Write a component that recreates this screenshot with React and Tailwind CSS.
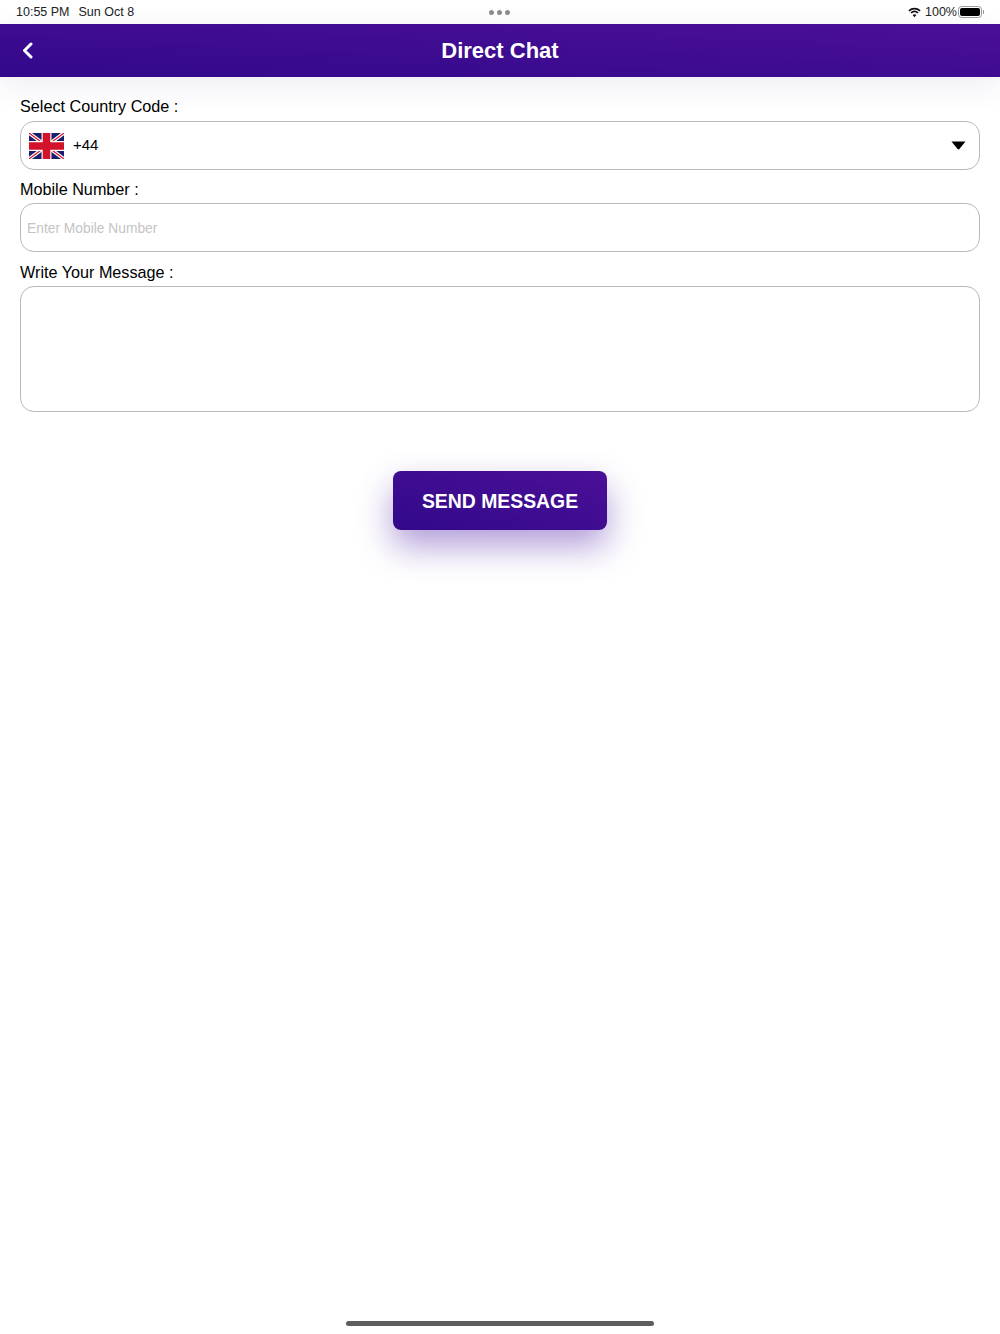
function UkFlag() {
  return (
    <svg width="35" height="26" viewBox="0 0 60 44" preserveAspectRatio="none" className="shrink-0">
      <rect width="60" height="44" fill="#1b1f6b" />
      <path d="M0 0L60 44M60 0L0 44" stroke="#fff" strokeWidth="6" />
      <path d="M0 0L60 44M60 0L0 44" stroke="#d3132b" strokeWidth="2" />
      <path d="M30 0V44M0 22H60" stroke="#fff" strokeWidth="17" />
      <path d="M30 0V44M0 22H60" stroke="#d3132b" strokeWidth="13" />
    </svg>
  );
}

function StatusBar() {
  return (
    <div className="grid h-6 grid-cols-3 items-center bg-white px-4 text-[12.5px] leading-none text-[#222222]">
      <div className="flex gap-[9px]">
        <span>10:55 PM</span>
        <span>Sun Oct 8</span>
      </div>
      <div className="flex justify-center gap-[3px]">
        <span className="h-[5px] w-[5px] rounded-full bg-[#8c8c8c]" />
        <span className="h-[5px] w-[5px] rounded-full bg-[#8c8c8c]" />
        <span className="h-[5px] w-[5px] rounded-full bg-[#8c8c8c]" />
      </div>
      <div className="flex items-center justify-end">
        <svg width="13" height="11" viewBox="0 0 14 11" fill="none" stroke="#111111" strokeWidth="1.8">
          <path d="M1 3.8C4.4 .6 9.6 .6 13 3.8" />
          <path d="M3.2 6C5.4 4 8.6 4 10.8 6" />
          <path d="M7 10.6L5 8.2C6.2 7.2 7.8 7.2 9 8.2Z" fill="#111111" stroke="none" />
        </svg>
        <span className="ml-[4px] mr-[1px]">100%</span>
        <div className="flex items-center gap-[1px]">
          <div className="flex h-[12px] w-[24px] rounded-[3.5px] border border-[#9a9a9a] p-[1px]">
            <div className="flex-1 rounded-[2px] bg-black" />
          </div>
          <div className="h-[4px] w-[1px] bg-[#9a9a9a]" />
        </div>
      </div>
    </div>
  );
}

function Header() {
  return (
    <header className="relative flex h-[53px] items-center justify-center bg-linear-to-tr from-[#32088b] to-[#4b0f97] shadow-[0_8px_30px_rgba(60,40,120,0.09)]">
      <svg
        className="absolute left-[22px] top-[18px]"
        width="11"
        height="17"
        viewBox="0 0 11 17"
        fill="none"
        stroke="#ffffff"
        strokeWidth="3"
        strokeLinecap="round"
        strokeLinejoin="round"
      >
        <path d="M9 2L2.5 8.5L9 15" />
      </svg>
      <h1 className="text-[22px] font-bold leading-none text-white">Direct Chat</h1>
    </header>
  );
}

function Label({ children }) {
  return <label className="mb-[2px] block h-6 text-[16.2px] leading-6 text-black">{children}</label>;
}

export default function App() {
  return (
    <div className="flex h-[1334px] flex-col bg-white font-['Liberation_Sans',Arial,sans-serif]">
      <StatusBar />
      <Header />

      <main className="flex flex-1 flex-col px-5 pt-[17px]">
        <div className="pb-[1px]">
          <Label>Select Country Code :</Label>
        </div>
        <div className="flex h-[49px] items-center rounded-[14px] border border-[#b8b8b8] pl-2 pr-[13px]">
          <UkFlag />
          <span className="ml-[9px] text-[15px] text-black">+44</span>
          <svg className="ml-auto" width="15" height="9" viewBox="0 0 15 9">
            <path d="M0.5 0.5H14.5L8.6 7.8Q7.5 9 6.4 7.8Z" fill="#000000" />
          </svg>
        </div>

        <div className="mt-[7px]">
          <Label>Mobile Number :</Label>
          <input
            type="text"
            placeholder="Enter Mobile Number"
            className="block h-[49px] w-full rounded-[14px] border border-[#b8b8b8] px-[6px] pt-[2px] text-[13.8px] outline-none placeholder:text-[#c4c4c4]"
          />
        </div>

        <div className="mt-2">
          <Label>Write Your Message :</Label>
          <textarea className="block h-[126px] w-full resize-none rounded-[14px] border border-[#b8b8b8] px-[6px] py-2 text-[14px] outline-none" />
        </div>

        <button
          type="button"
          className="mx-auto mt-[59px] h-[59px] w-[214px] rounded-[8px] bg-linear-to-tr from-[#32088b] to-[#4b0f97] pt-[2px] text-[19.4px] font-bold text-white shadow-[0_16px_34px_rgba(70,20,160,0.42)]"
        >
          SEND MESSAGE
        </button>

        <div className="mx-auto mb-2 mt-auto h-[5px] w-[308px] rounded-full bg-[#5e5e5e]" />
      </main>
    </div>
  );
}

########

Brief
Copy every line that contains the string "Write".

Written answer
Write a component that recreates this screenshot with React and Tailwind CSS.
          <Label>Write Your Message :</Label>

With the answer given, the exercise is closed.